Exercise:
Output every line exactly as written. Leave out pictures.

Dataset extract:
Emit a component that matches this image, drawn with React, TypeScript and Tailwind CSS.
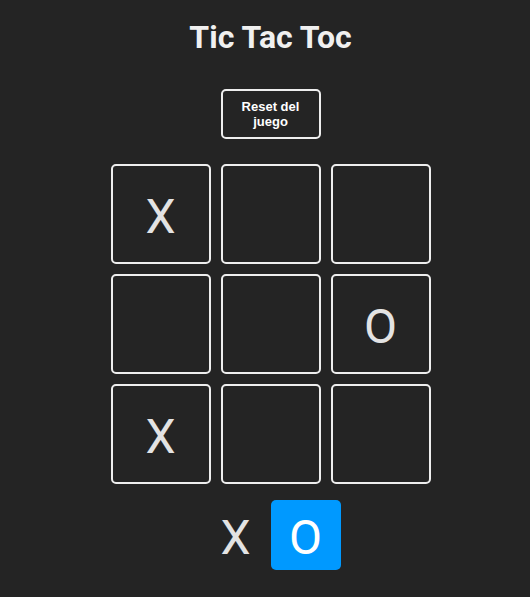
import { useState } from 'react';

type Cell = 'X' | 'O' | null;

const initialBoard: Cell[] = ['X', null, null, null, null, 'O', 'X', null, null];

function Square({ value, onClick }: { value: Cell; onClick: () => void }) {
  return (
    <div
      onClick={onClick}
      className="w-[100px] h-[100px] border-2 border-[#eeeeee] rounded-[5px] flex items-center justify-center pt-[6px] text-[48px] leading-none cursor-pointer"
    >
      {value}
    </div>
  );
}

function Turn({ label, selected }: { label: string; selected: boolean }) {
  return (
    <div
      className={`w-[70px] h-[70px] rounded-[5px] flex items-center justify-center pt-[6px] text-[48px] leading-none ${
        selected ? 'bg-[#0099ff] text-white' : ''
      }`}
    >
      {label}
    </div>
  );
}

export default function App() {
  const [board, setBoard] = useState<Cell[]>(initialBoard);
  const [turn, setTurn] = useState<'X' | 'O'>('O');

  const handleClick = (i: number) => {
    if (board[i]) return;
    const next = [...board];
    next[i] = turn;
    setBoard(next);
    setTurn(turn === 'X' ? 'O' : 'X');
  };

  const reset = () => {
    setBoard(Array(9).fill(null));
    setTurn('X');
  };

  return (
    <main className="min-h-[597px] w-full bg-[#242424] text-[#e3e3e3] font-['Roboto'] flex flex-col items-center pt-[20px] pl-[11px]">
      <h1 className="text-[32px] font-bold leading-[35px] text-[#f0f0f0]">Tic Tac Toc</h1>
      <button
        onClick={reset}
        className="mt-[34px] w-[100px] h-[50px] border-2 border-[#eeeeee] rounded-[5px] font-['Liberation_Sans'] font-bold text-[13px] leading-[15px] text-white px-4"
      >
        Reset del juego
      </button>
      <section className="mt-[25px] grid grid-cols-3 gap-[10px]">
        {board.map((v, i) => (
          <Square key={i} value={v} onClick={() => handleClick(i)} />
        ))}
      </section>
      <section className="mt-[16px] flex">
        <Turn label="X" selected={turn === 'X'} />
        <Turn label="O" selected={turn === 'O'} />
      </section>
    </main>
  );
}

Written answer:
Emit a component that matches this image, drawn with React, TypeScript and Tailwind CSS.
import { useState } from 'react';

type Cell = 'X' | 'O' | null;

const initialBoard: Cell[] = ['X', null, null, null, null, 'O', 'X', null, null];

function Square({ value, onClick }: { value: Cell; onClick: () => void }) {
  return (
    <div
      onClick={onClick}
      className="w-[100px] h-[100px] border-2 border-[#eeeeee] rounded-[5px] flex items-center justify-center pt-[6px] text-[48px] leading-none cursor-pointer"
    >
      {value}
    </div>
  );
}

function Turn({ label, selected }: { label: string; selected: boolean }) {
  return (
    <div
      className={`w-[70px] h-[70px] rounded-[5px] flex items-center justify-center pt-[6px] text-[48px] leading-none ${
        selected ? 'bg-[#0099ff] text-white' : ''
      }`}
    >
      {label}
    </div>
  );
}

export default function App() {
  const [board, setBoard] = useState<Cell[]>(initialBoard);
  const [turn, setTurn] = useState<'X' | 'O'>('O');

  const handleClick = (i: number) => {
    if (board[i]) return;
    const next = [...board];
    next[i] = turn;
    setBoard(next);
    setTurn(turn === 'X' ? 'O' : 'X');
  };

  const reset = () => {
    setBoard(Array(9).fill(null));
    setTurn('X');
  };

  return (
    <main className="min-h-[597px] w-full bg-[#242424] text-[#e3e3e3] font-['Roboto'] flex flex-col items-center pt-[20px] pl-[11px]">
      <h1 className="text-[32px] font-bold leading-[35px] text-[#f0f0f0]">Tic Tac Toc</h1>
      <button
        onClick={reset}
        className="mt-[34px] w-[100px] h-[50px] border-2 border-[#eeeeee] rounded-[5px] font-['Liberation_Sans'] font-bold text-[13px] leading-[15px] text-white px-4"
      >
        Reset del juego
      </button>
      <section className="mt-[25px] grid grid-cols-3 gap-[10px]">
        {board.map((v, i) => (
          <Square key={i} value={v} onClick={() => handleClick(i)} />
        ))}
      </section>
      <section className="mt-[16px] flex">
        <Turn label="X" selected={turn === 'X'} />
        <Turn label="O" selected={turn === 'O'} />
      </section>
    </main>
  );
}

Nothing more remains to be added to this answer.